Ernest Tremper hails from an ex-industrial ex-city in northwestern Connecticut (a state sometimes regarded as the disowned offspring of New England). He completed a BA, majoring in Film Studies and Nonfiction Writing, at the University of Pittsburgh. He is now pursuing a Master of Fine Arts degree at Boston University. His primary research interests are classic Hollywood cinema as fine art, and the historical, social, and artistic foundations of the French New Wave. In addition, he is bursting with unsolicited opinions about music, literature, television, and online culture. He also enjoys studying languages, and can speak just enough French to avoid being kidnapped by, say, an unscrupulous boulanger.
Luka Stojanovic holds an Honours BA with Specialization in Philosophy from the University of Ottawa (2018) and an MPhil in Film and Screen Studies from the University of Cambridge (2019). His research interests include the environmental humanities, posthumanism, and critical plant studies.
George Reid is currently a lecturer in (ludo)musicology at Kingston University, London, and his research interests lie primarily in the fields of ludomusicology, music fan and (sub)cultural studies, vital materialist and queer approaches to audiovisual media and music, and the ways in which audiovisual media and music can engender nostalgia. Kingston University also recently awarded him his PhD in musicology, funded by the AHRC. His thesis developed a new framework to analyse the relationship between music and identity in chiptune fan cultures, with specific focus on the ludomusical interactions between the non/human agencies of technology, memory and body, and timbre.
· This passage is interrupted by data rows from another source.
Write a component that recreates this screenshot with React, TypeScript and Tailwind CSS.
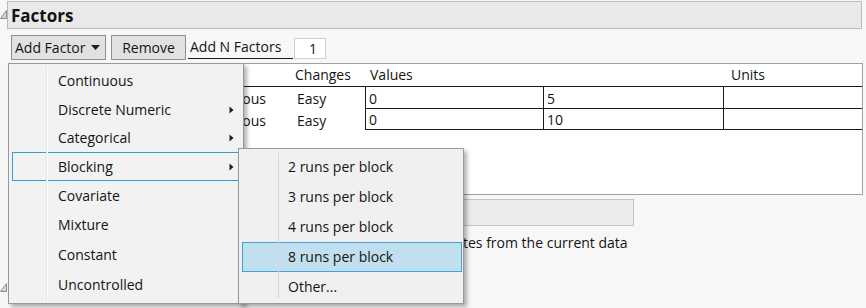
import React from "react";

const Tri = () => (
  <svg width="7" height="9" viewBox="0 0 7 9" className="shrink-0">
    <path d="M6.5 0.5V8.5H0.5Z" fill="#d8d8d8" stroke="#8c8c8c" strokeWidth="1" />
  </svg>
);

const SubArrow = () => (
  <svg width="5" height="8" viewBox="0 0 5 8" className="shrink-0">
    <path d="M0.5 0.5L4.5 4L0.5 7.5Z" fill="#1e1e1e" />
  </svg>
);

type MItem = { label: string; h: string; sub?: boolean; open?: boolean };

const mainItems: MItem[] = [
  { label: "Continuous", h: "h-[28px]" },
  { label: "Discrete Numeric", h: "h-[29px]", sub: true },
  { label: "Categorical", h: "h-[28px]", sub: true },
  { label: "Blocking", h: "h-[29px]", sub: true, open: true },
  { label: "Covariate", h: "h-[29px]" },
  { label: "Mixture", h: "h-[30px]" },
  { label: "Constant", h: "h-[30px]" },
  { label: "Uncontrolled", h: "h-[30px]" },
];

const subItems = ["2 runs per block", "3 runs per block", "4 runs per block", "8 runs per block", "Other..."];

const rows = [
  { id: 1, role: "Continuous", changes: "Easy", lo: "0", hi: "5", h: "h-[22px]" },
  { id: 2, role: "Continuous", changes: "Easy", lo: "0", hi: "10", h: "h-[21px]" },
];

export default function App() {
  return (
    <div className="relative w-[866px] h-[308px] overflow-hidden bg-[#f7f7f7] text-[14px] leading-none text-[#141414] font-['Open_Sans','Noto_Sans',sans-serif]">
      {/* Factors outline header */}
      <div className="flex items-start pt-[1px]">
        <div className="mt-[9px]">
          <Tri />
        </div>
        <div className="w-[855px] h-[28px] border border-[#bcbcbc] bg-[#e9e9e9] flex items-center pl-[3px] font-bold text-[17px]">
          Factors
        </div>
      </div>

      {/* Toolbar */}
      <div className="flex items-start mt-[6px] pl-[11px] h-[25px]">
        <button className="w-[95px] h-[25px] border border-[#8f8f8f] bg-[#e1e1e1] flex items-center pl-[3px] pr-[5px] justify-between">
          <span>Add Factor</span>
          <svg width="9" height="5" viewBox="0 0 9 5">
            <path d="M0 0H9L4.5 5Z" fill="#1e1e1e" />
          </svg>
        </button>
        <button className="ml-[5px] w-[75px] h-[25px] border border-[#8f8f8f] bg-[#e1e1e1] flex items-center justify-center">
          Remove
        </button>
        <div className="ml-[2px] w-[105px] h-[24px] border-b border-[#1a1a1a] flex items-center pl-[2px] whitespace-nowrap">
          Add N Factors
        </div>
        <div className="ml-[1px] mt-[3px] w-[32px] h-[21px] border border-[#cfcfcf] bg-white flex items-center justify-end pr-[8px]">
          1
        </div>
      </div>

      {/* Factors table */}
      <div className="ml-[8px] mt-[3px] w-[855px] h-[132px] border border-[#a0a0a0] bg-white">
        <div className="flex h-[23px] items-center border-b border-[#1a1a1a]">
          <div className="w-[286px]"></div>
          <span className="w-[75px]">Changes</span>
          <span className="w-[361px]">Values</span>
          <span>Units</span>
        </div>
        {rows.map((r) => (
          <div key={r.id} className={`flex ${r.h}`}>
            <div className="w-[356px] flex items-center pt-[2px]">
              <span className="w-[257px] text-right">{r.role}</span>
              <span className="pl-[31px]">{r.changes}</span>
            </div>
            <div className="w-[178px] border-l border-b border-[#1a1a1a] flex items-center pl-[3px] pt-[2px]">{r.lo}</div>
            <div className="w-[180px] border-l border-b border-[#1a1a1a] flex items-center pl-[3px] pt-[2px]">{r.hi}</div>
            <div className="flex-1 border-l border-b border-[#1a1a1a]"></div>
          </div>
        ))}
      </div>

      {/* Below table */}
      <div className="ml-[20px] mt-[4px] w-[614px] h-[27px] border border-[#c3c3c3] bg-[#ebebeb]"></div>
      <div className="flex mt-[7px] h-[20px] items-center">
        <span className="w-[463px]"></span>
        <span className="whitespace-nowrap">tes from the current data</span>
      </div>
      <div className="flex items-center mt-[30px]">
        <Tri />
      </div>

      {/* Main dropdown menu */}
      <div className="absolute left-[8px] top-[63px] w-[236px] border border-[#999999] bg-[#f2f2f2] pt-[3px] pb-[3px] shadow-[3px_3px_4px_rgba(0,0,0,0.3)]">
        <div className="absolute left-[37px] top-[3px] bottom-[3px] w-px bg-[#e4e4e4] z-10"></div>
        <div className="absolute left-[38px] top-[3px] bottom-[3px] w-px bg-[#fcfcfc] z-10"></div>
        {mainItems.map((it) => (
          <div
            key={it.label}
            className={`${it.h} ml-[3px] mr-[3px] border ${it.open ? "border-[#2ea0dc]" : "border-transparent"} flex items-center pl-[45px] pr-[5px]`}
          >
            <span className="flex-1">{it.label}</span>
            {it.sub && <SubArrow />}
          </div>
        ))}
      </div>

      {/* Blocking submenu */}
      <div className="absolute left-[238px] top-[148px] w-[226px] border border-[#999999] bg-[#f0f0f0] pt-[3px] pb-[1px] shadow-[3px_3px_4px_rgba(0,0,0,0.3)]">
        <div className="absolute left-[39px] top-[4px] bottom-[5px] w-px bg-[#d6d6d6] z-10"></div>
        {subItems.map((s) => (
          <div
            key={s}
            className={`h-[30px] ml-[3px] mr-[1px] border ${s.startsWith("8") ? "border-[#3ea3dd] bg-[#c1dfee]" : "border-transparent"} flex items-center pl-[45px]`}
          >
            {s}
          </div>
        ))}
      </div>
    </div>
  );
}
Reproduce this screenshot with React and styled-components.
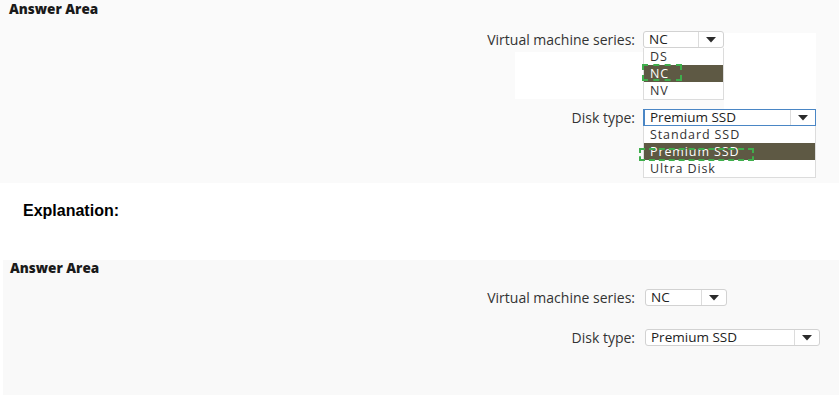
import React from 'react';
import styled, { createGlobalStyle } from 'styled-components';

const GlobalStyle = createGlobalStyle`
    html, body {
        margin: 0;
        padding: 0;
        background: #ffffff;
    }
    body {
        width: 839px;
        height: 414px;
        overflow: hidden;
        font-family: 'Open Sans', 'Noto Sans', sans-serif;
    }
`;

const Caret = () => (
    <svg width="10" height="6" viewBox="0 0 10 6">
        <path d="M0 0 L10 0 L5 5.5 Z" fill="#2b2b2b" />
    </svg>
);

const Dropdown = ({ value, width, focused, options, selected, mark }) => (
    <SelectWrap>
        <SelectBox $width={width} $focused={focused}>
            <SelectValue>{value}</SelectValue>
            <ArrowCell>
                <Caret />
            </ArrowCell>
        </SelectBox>
        {options && (
            <OptionList>
                {options.map(opt => (
                    <Option key={opt} $active={opt === selected}>
                        <OptionText>{opt}</OptionText>
                    </Option>
                ))}
                {mark && (
                    <Mark
                        style={{ left: mark.left, top: mark.top, width: mark.width, height: mark.height }}
                    />
                )}
            </OptionList>
        )}
    </SelectWrap>
);

class App extends React.Component {
    render() {
        return (
            <>
                <GlobalStyle />
                <Page>
                    <TopPanel>
                        <WhiteBlock $left={515} $top={52} $width={128} $height={47} />
                        <WhiteBlock $left={724} $top={33} $width={92} $height={76} />
                        <Title>Answer Area</Title>
                        <Row $top={13}>
                            <Label $width={635} $gap={8}>Virtual machine series:</Label>
                            <Dropdown
                                value="NC"
                                width={81}
                                options={['DS', 'NC', 'NV']}
                                selected="NC"
                                mark={{ left: -2, top: 16, width: 40, height: 17 }}
                            />
                        </Row>
                        <Row $top={59}>
                            <Label $width={635} $gap={8}>Disk type:</Label>
                            <Dropdown
                                value="Premium SSD"
                                width={173}
                                focused
                                options={['Standard SSD', 'Premium SSD', 'Ultra Disk']}
                                selected="Premium SSD"
                                mark={{ left: -5, top: 22, width: 115, height: 13 }}
                            />
                        </Row>
                    </TopPanel>

                    <Explanation>Explanation:</Explanation>

                    <BottomPanel>
                        <Title $left={7}>Answer Area</Title>
                        <Row $top={12}>
                            <Label $width={632} $gap={10}>Virtual machine series:</Label>
                            <Dropdown value="NC" width={82} />
                        </Row>
                        <Row $top={21}>
                            <Label $width={632} $gap={10}>Disk type:</Label>
                            <Dropdown value="Premium SSD" width={175} />
                        </Row>
                    </BottomPanel>
                </Page>
            </>
        );
    }
}

export default App;


const Page = styled.div`
    display: flex;
    flex-direction: column;
    width: 839px;
`

const TopPanel = styled.div`
    position: relative;
    height: 183px;
    background: #fafafa;
    padding-top: 2px;
    box-sizing: border-box;
`

const WhiteBlock = styled.div`
    position: absolute;
    left: ${p => p.$left}px;
    top: ${p => p.$top}px;
    width: ${p => p.$width}px;
    height: ${p => p.$height}px;
    background: #ffffff;
`

const BottomPanel = styled.div`
    position: relative;
    margin-left: 3px;
    height: 135px;
    background: #f9f9f9;
    padding-top: 1px;
    box-sizing: border-box;
`

const Title = styled.div`
    position: relative;
    margin-left: ${p => p.$left ?? 9}px;
    font-size: 13.5px;
    font-weight: 800;
    line-height: 15px;
    color: #1a1a1a;
`

const Explanation = styled.div`
    height: 77px;
    padding: 19px 0 0 23px;
    box-sizing: border-box;
    font-family: 'Liberation Sans', Arial, sans-serif;
    font-size: 16px;
    font-weight: bold;
    color: #000000;
`

const Row = styled.div`
    position: relative;
    display: flex;
    align-items: center;
    margin-top: ${p => p.$top}px;
`

const Label = styled.div`
    width: ${p => p.$width}px;
    padding-right: ${p => p.$gap}px;
    box-sizing: content-box;
    text-align: right;
    font-size: 14px;
    color: #333333;
    line-height: 19px;
`

const SelectWrap = styled.div`
    position: relative;
`

const SelectBox = styled.div`
    display: flex;
    align-items: stretch;
    width: ${p => p.$width}px;
    height: 17px;
    box-sizing: border-box;
    border: 1px solid ${p => (p.$focused ? '#4a86c5' : '#d2d2d2')};
    border-left-width: ${p => (p.$focused ? 2 : 1)}px;
    border-radius: ${p => (p.$focused ? 0 : 3)}px;
    background: #ffffff;
`

const SelectValue = styled.div`
    flex: 1;
    padding-left: 5px;
    font-size: 13.5px;
    line-height: 15px;
    color: #222222;
    white-space: nowrap;
`

const ArrowCell = styled.div`
    width: 24px;
    display: flex;
    align-items: center;
    justify-content: center;
    border-left: 1px solid #dcdcdc;
`

const OptionList = styled.div`
    position: absolute;
    left: 0;
    right: 0;
    top: 17px;
    background: #ffffff;
    border: 1px solid #dcdcdc;
    border-top: none;
`

const Option = styled.div`
    height: 17px;
    padding-left: 6px;
    display: flex;
    align-items: center;
    color: ${p => (p.$active ? '#ffffff' : '#333333')};
    background: ${p => (p.$active ? '#5e5944' : 'transparent')};
    white-space: nowrap;
`

const OptionText = styled.span`
    font-size: 12.5px;
    letter-spacing: 0.9px;
    line-height: 17px;
`

const Mark = styled.div`
    position: absolute;
    box-sizing: border-box;
    border: 2px dashed #3fae4c;
`
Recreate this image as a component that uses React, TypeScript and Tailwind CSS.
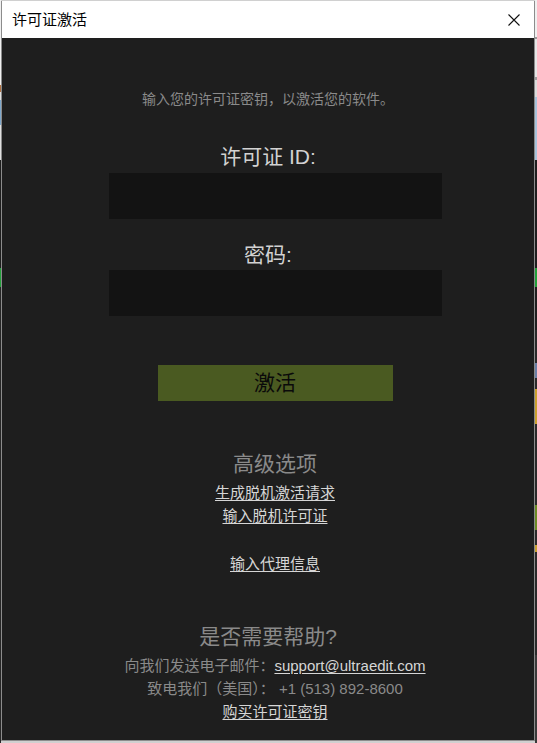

He is currently preparing to publish his thesis with Amsterdam University Press, and he is co-editor of the forthcoming Chiptune Studies Reader with Oxford University Press. Outside his academic work he enjoys composing chiptune, synthpop, soundtracks to 1980s films and retro video games that never existed, and he is also an avid pixel artist.
Zachary Diaz is a PhD Student in Musicology at the University of Bristol. His doctoral dissertation focuses on the music of the late hip-hop producer J Dilla. He is also a hip-hop producer himself, having released several instrumental hip-hop projects under the Manchester-based record label Beatsupply and Bristol-based label Echo World. His research and lectures focus on hip-hop production, the history of digital sampling, and global beat-making cultures.
Holly Shone is a PhD student currently studying at Bangor University in North Wales, having completed her undergraduate and master's degree at the same institution. Primarily a musicologist, Holly is focusing on the music of Italian composer Ludovico Einaudi to understand the contrasting critical and public reception of his music, along with a detailed analysis of select pieces from his oeuvre. Her wider research interests include the reception of ‘classical’ music amongst adolescents, and contemporary postminimalist music. Alongside her research, Holly is a pianist for a number of student ensembles at Bangor University, as well as participating as an alto in the University Chamber Choir.